Calcio, il Varese parte col botto 2-0 all’Ascoli e lo spirito giusto

VARESE Tre punti attesi tre mesi. Soffiati dal vento, portati dalla pioggia che cancella i fantasmi della finale. L’ossatura del sogno è intatta, Neto e Zecchin sono sempre la nostra differenza che gli altri non capiranno mai.

Manteniamo la qualità, ritroviamo la fame, anche se mancavano due grandi giocatori: Corti e il prossimo acquisto Kone. Noi ci auguriamo che arrivi davvero: l’ivoriano può fare anche l’esterno, corre, è completo: più un tuttofare che un interditore. Prendete la partita di ieri, risolta dalle trottole di Zecco e Neto: sarebbe finita quattro o cinque a zero, se ci fosse stato anche quell’uomo martello, quell’uomo coltello capace di dare anche cinismo, di picchiare duro e portare via gli uomini.

Contava solo vincere. Castori ha in mano la squadra, s’è visto, perché abbiamo provato a vincerla e a chiuderla fino al 94′: con molte assenze, molte scommesse, molto cuore.

Dopo Neto, grande Filipe: tiene le redini con leggerezza, senza apparire, solo testa alta e palla bassa, alza il gioco. Dà tranquillità. Assomiglia a Frara: geometrie e ordine, per le invenzioni siamo già attrezzati. Che sorpresa, Kink: tiro alla Carrozza, azione alla Rivas; converge di destro, sventola di sinistro.

Nel primo tempo si era già capito tutto. Superiorità schiacciante nel gioco, sospinti dalla parte migliore del vecchio Varese (Neto e Zecchin, acrobati al circo), ma il piacere e il divertimento nel tenere palla o a smazzarla con tocchi raffinati doveva solo trovare la scintilla giusta, poi scoccata dalla prima palla toccata da De Luca.

Da rivedere: Rea e Troest non si chiamano e non si vedono, spesso sulle palle spioventi inciampano o abbattono l’avversario più vicino per paura che l’altro non ci arrivi. Forse non c’è più il vecchio comandante (Terlizzi), ma arriverà quello nuovo (Carrozzieri) a guidarli.

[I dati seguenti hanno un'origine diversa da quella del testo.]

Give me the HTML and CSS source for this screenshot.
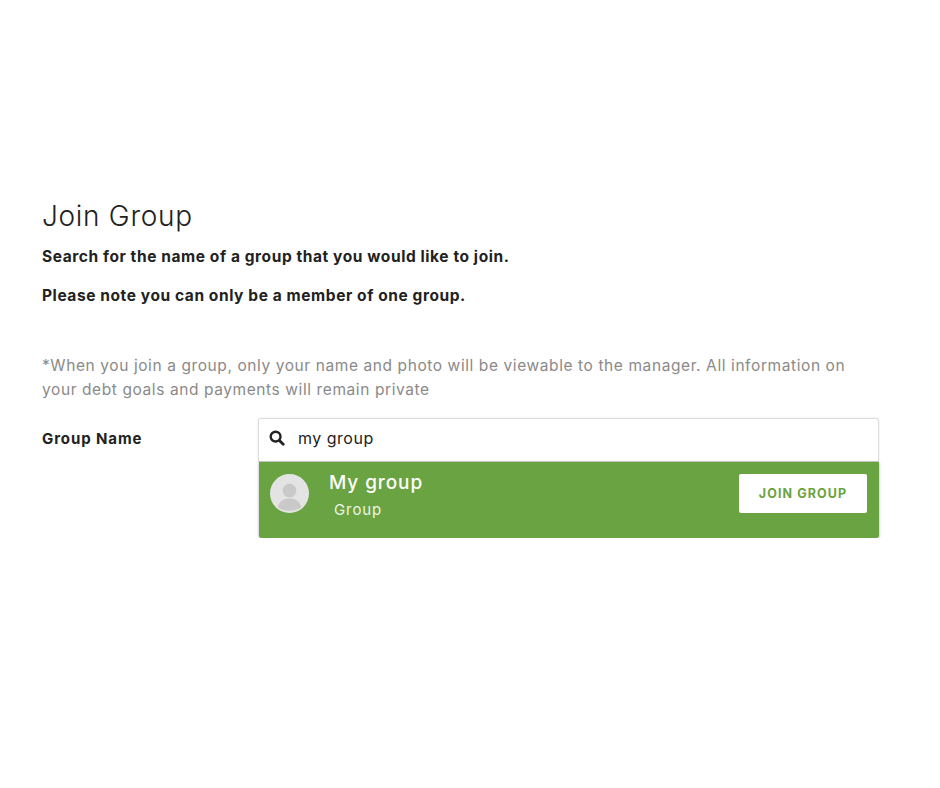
FILE: index.html
```html
<!DOCTYPE html>
<html lang="en">
<head>
    <meta charset="UTF-8">
    <title>Join Group</title>
    <link rel="stylesheet" href="styles.css">
</head>
<body>
    <div class="container">
        <h1>Join Group</h1>
        <p class="lead">Search for the name of a group that you would like to join.</p>
        <p class="lead">Please note you can only be a member of one group.</p>
        <p class="note">*When you join a group, only your name and photo will be viewable to the manager. All information on your debt goals and payments will remain private</p>
        <div class="field">
            <label class="field-label">Group Name</label>
            <div class="search">
                <div class="search-box">
                    <svg class="search-icon" width="16" height="16" viewBox="0 0 16 16"><circle cx="6.6" cy="6.6" r="4.9" fill="none" stroke="#222" stroke-width="2.4"/><path d="M10.4 10.4L14.2 14.2" stroke="#222" stroke-width="2.8" stroke-linecap="round"/></svg>
                    <span class="search-text">my group</span>
                </div>
                <div class="result">
                    <svg class="avatar" width="39" height="39" viewBox="0 0 40 40"><circle cx="20" cy="20" r="20" fill="#e3e3e3"/><circle cx="20" cy="17" r="7" fill="#c9c9c9"/><path d="M8 34c1-6 6-9 12-9s11 3 12 9a20 20 0 0 1-24 0z" fill="#c9c9c9"/></svg>
                    <div class="result-info">
                        <div class="result-name">My group</div>
                        <div class="result-type">Group</div>
                    </div>
                    <button class="join-button">JOIN GROUP</button>
                </div>
            </div>
        </div>
    </div>
</body>
</html>
```
FILE: styles.css
```css
body {
    margin: 0;
    font-family: Inter, Arial, sans-serif;
    background-color: #fff;
}
.container {
    padding: 198px 60px 0 42px;
}
h1 {
    margin: 0 0 12px;
    font-size: 28px;
    line-height: 36px;
    font-weight: 300;
    letter-spacing: 0.7px;
    color: #222;
}
.lead {
    margin: 0 0 18px;
    font-size: 15.5px;
    line-height: 21px;
    font-weight: 700;
    letter-spacing: 0.58px;
    color: #222;
}
.note {
    margin: 48px 0 16px;
    font-size: 15.5px;
    line-height: 24px;
    font-weight: 400;
    letter-spacing: 0.59px;
    color: #8a8a8a;
}
.field {
    display: flex;
}
.field-label {
    width: 216px;
    padding-top: 11px;
    font-size: 15px;
    font-weight: 700;
    letter-spacing: 0.9px;
    color: #222;
}
.search {
    width: 621px;
}
.search-box {
    display: flex;
    align-items: center;
    height: 38px;
    border: 1px solid #ddd;
    border-bottom-color: #ccc;
    border-radius: 3px 3px 0 0;
    padding: 0 0 4px 10px;
    box-shadow: 0 0 2px rgba(0, 0, 0, 0.12);
}
.search-icon {
    margin-right: 13px;
}
.search-text {
    font-size: 16px;
    letter-spacing: 0.5px;
    color: #222;
}
.result {
    display: flex;
    align-items: flex-start;
    height: 64px;
    margin-left: 1px;
    padding: 12px 12px 0 11px;
    background-color: #6aa341;
    border-radius: 0 0 3px 3px;
    box-shadow: 0 1px 3px rgba(0, 0, 0, 0.35);
}
.result-info {
    margin: -4px 0 0 20px;
    flex: 1;
    color: #fff;
}
.result-name {
    font-size: 19px;
    font-weight: 500;
    letter-spacing: 0.9px;
    line-height: 26px;
}
.result-type {
    margin: 4px 0 0 5px;
    font-size: 15px;
    letter-spacing: 0.9px;
    line-height: 20px;
    color: #eef4e8;
}
.join-button {
    width: 128px;
    height: 39px;
    border: none;
    border-radius: 2px;
    background: #fff;
    color: #6aa341;
    font-family: Inter, Arial, sans-serif;
    font-size: 12.5px;
    font-weight: 700;
    letter-spacing: 1.1px;
    cursor: pointer;
}
```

Dei lunghi giorni di vigilia ci hanno colpito due cose. Una l’ha detta Mauro Milanese: «Non sono mica un sito che fa gli aggiornamenti in tempo reale su Ebagua. Se non firma, va in tribuna». Gran risposta, perché, nel nocciolo del discorso ci è sembrato di risentire Sogliano e quella sua autorità tranciante nel difendere solo una cosa. il Varese.

Poi ci ha colpito Castori. La tensione e la semplicità assoluta con cui voleva questa vittoria. Non sarebbe stato facile nemmeno per Mourinho, o per Prandelli, ridare fuoco all’anima di questa squadra, e dell’ambiente, dopo una semifinale e una finale perse. Lui l’ha fatto nel modo più difficile, forse persino violentando l’indole incendiaria: in silenzio, a piccoli e svelti passi. Si è fatto seguire da tutti, uscendo dal solco caratteriale dei suoi predecessori. L’urlo della comunità di San Patrignano ai due gol del Varese lo avrà raggiunto con la furia di Beatrice. Placandolo. E facendolo godere.